Dynamic Response of Multilayered Silty Seabeds under Wave-Current Action in the Yellow River Estuary

Abstract

Few studies have focused on pore pressure and liquefaction in a layered silty seabed. This study investigated a silty seabed in the Yellow River Estuary. Based on Biot’s theory and further considering the influence of current, a numerical validation of two-dimensional seabeds under combined wave and current action was established with a quasi-static model. Based on this model, the dynamic response of five typical layered seabeds was explored under combined wave and current actions. The numerical results demonstrate a significant discrepancy in dynamic response. For instance, the distribution of the pore pressure versus the soil depth was found to be entirely different, especially for Seabed 1 and Seabed 4 (S1 and S4), where two peak values of the pore pressure occurred.
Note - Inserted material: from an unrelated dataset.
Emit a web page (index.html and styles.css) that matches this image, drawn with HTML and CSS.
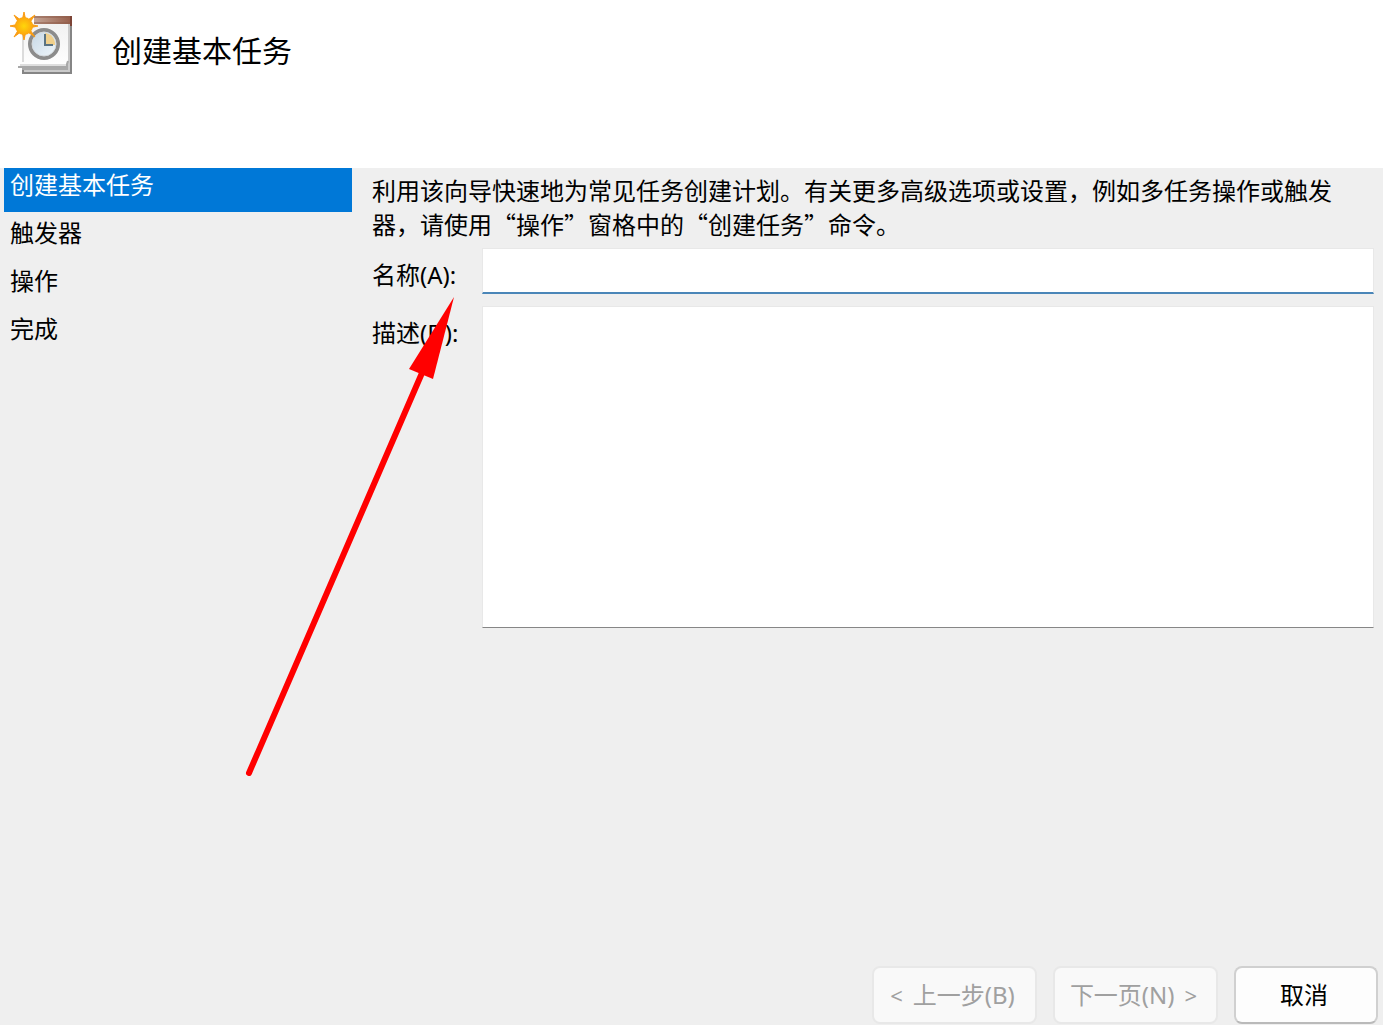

Furthermore, considering the residual pore-pressure term in the liquefaction analysis, the liquefaction formed fastest in Seabed 5 (S5), and the maximum accumulative liquefaction depth was the greatest for Seabed 1 (S1), at slightly more than 8.5 m. In addition, the influences of waves and currents on the dynamic response of seabeds are discussed in parametric study, which indicates that waves and currents have a significant effect on the pore-pressure distribution. The relative differences in the maximum pore pressure for different currents, wave heights, and wave periods were found to be 27.8, 24.9, and 22.4%, respectively, of the maximum linear wave pressure P0 in Seabed 2 (S2).